Indonesia denies directly firing at Vietnamese fishermen in a recent incident, the second such clash to have taken place in as many months
Indonesia’s navy has said reports that it shot and injured four Vietnamese fishermen in the South China Sea over the weekend are false.
According to navy spokesman Gig Jonias Mozes Sipasulta, the KRI Wiratno-379 warship did not fire directly at the Vietnamese fishermen, but fired a warning shot at their boats after they had trespassed approximately seven kilometres into Indonesian waters.
Sipasulta said the two boats then immediately left the archipelago’s territory – an account that differs wildly from that originally reported by boat captain Nguyen Thanh Ngo and published in Vietnam’s Binh Dinh newspaper.
“The Vietnamese claims are false,” Sipasulta told Deutsche Welle. “The navy has always taken measured action in accordance with the procedure.”
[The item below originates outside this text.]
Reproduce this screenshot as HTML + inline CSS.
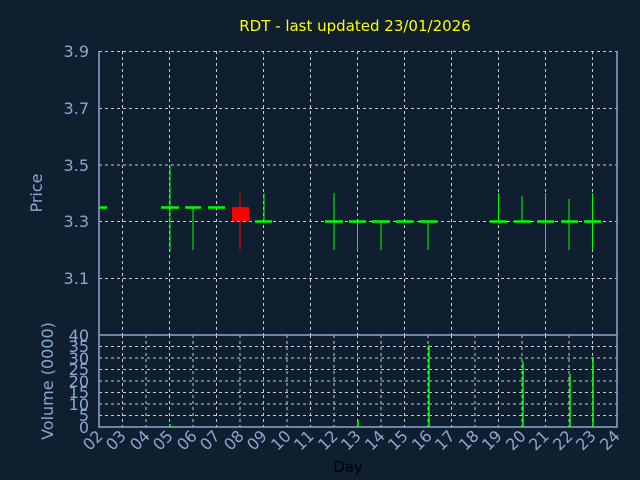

The Vietnamese newspaper report claimed that four of its countrymen had been shot and wounded by the Indonesian navy even though the boats had never strayed from Vietnamese territory.
The clash follows a similar incident in May, in which Vietnamese coast guards forcibly freed five fishing boats and their crews that had been detained by Indonesian authorities for leaving Vietnamese waters, and typifies the archipelago’s combative approach to policing its territories in the hotly contested South China Sea.
Indonesia has destroyed hundreds of fishing vessels that have crossed into its waters in recent years. In June, it freed a total of 695 Vietnamese fishermen who had been detained for illegal fishing; a further 200 remain in custody.
The area is a major source of tension for Southeast Asia. Vietnam, Indonesia, the Philippines, Malaysia and Brunei all lay claim to islands in the region – territorial aspirations that have both sown division in Asean and drawn the ire of Beijing, despite an international tribunal in The Hague ruling against China’s territorial claims in the sea.